-- begin --

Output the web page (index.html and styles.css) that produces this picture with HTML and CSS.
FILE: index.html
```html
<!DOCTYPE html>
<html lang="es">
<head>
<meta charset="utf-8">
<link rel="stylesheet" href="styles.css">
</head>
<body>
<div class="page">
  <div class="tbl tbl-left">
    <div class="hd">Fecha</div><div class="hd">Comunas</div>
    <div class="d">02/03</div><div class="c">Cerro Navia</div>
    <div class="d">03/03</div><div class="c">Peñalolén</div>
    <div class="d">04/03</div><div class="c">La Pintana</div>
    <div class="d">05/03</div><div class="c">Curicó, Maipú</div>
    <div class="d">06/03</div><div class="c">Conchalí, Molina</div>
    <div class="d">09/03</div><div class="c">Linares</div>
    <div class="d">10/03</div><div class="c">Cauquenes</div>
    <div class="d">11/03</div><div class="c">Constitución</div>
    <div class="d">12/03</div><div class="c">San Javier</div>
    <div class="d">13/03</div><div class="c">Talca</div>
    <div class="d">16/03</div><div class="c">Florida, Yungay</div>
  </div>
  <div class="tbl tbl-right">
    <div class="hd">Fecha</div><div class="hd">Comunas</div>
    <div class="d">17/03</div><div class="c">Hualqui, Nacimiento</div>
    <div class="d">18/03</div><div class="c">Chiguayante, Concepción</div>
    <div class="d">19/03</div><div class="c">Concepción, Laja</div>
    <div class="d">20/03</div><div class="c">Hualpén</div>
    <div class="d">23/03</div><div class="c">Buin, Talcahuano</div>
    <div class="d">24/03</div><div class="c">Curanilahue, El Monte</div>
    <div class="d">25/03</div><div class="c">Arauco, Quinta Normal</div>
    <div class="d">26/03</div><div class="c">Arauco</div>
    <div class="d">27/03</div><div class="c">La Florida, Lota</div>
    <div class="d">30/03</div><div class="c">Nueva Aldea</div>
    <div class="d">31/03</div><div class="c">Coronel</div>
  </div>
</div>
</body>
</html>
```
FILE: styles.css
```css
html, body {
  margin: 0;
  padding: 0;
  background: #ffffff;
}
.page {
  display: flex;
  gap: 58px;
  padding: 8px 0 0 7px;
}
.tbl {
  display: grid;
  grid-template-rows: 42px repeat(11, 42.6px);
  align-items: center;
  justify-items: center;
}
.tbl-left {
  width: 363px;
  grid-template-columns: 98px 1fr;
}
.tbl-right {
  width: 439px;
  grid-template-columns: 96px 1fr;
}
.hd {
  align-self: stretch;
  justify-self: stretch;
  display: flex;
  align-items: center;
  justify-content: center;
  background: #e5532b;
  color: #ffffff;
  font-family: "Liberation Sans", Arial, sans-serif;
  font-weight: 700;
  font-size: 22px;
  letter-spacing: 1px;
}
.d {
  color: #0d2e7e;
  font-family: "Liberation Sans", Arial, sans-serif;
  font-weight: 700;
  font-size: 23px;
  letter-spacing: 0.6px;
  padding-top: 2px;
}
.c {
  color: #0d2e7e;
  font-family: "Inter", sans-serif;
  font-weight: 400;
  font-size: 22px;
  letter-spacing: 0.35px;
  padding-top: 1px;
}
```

-- end --
-- begin --

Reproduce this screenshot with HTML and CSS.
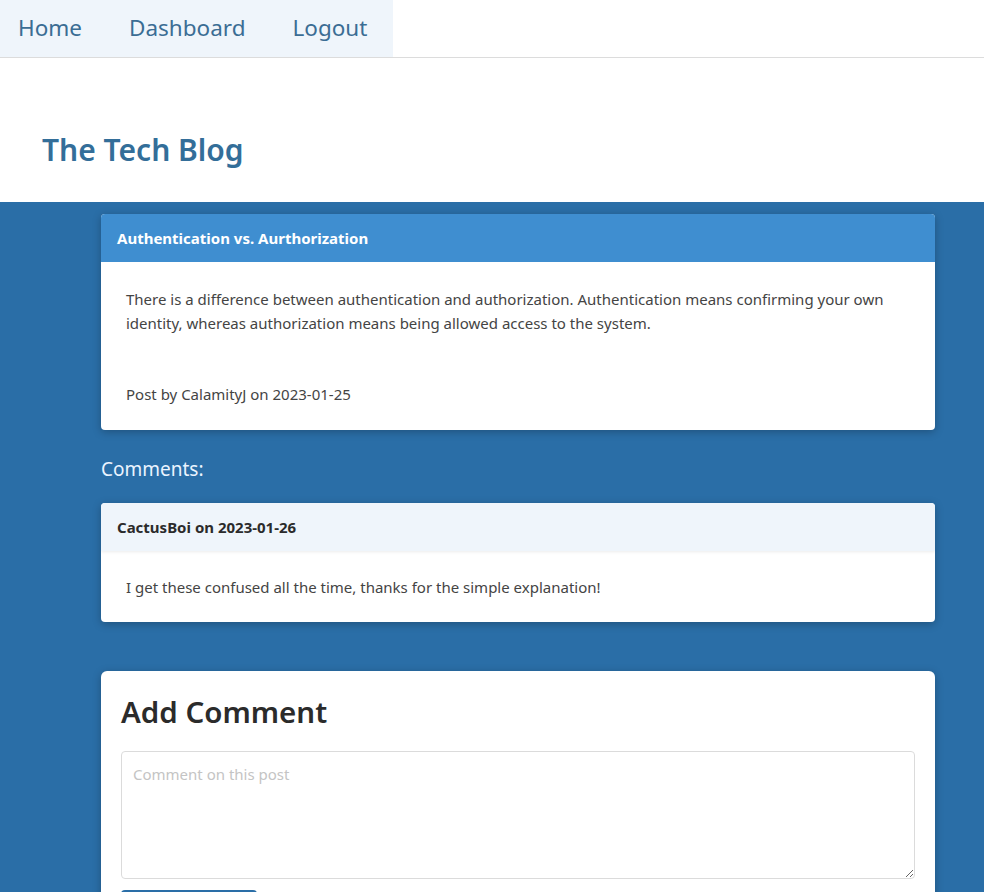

-- end --

* WORK TO BE COMPLETED
Locate the lines above that hold the word "index". Show every one of them.

* COMPLETE RESPONSE
Output the web page (index.html and styles.css) that produces this picture with HTML and CSS.
FILE: index.html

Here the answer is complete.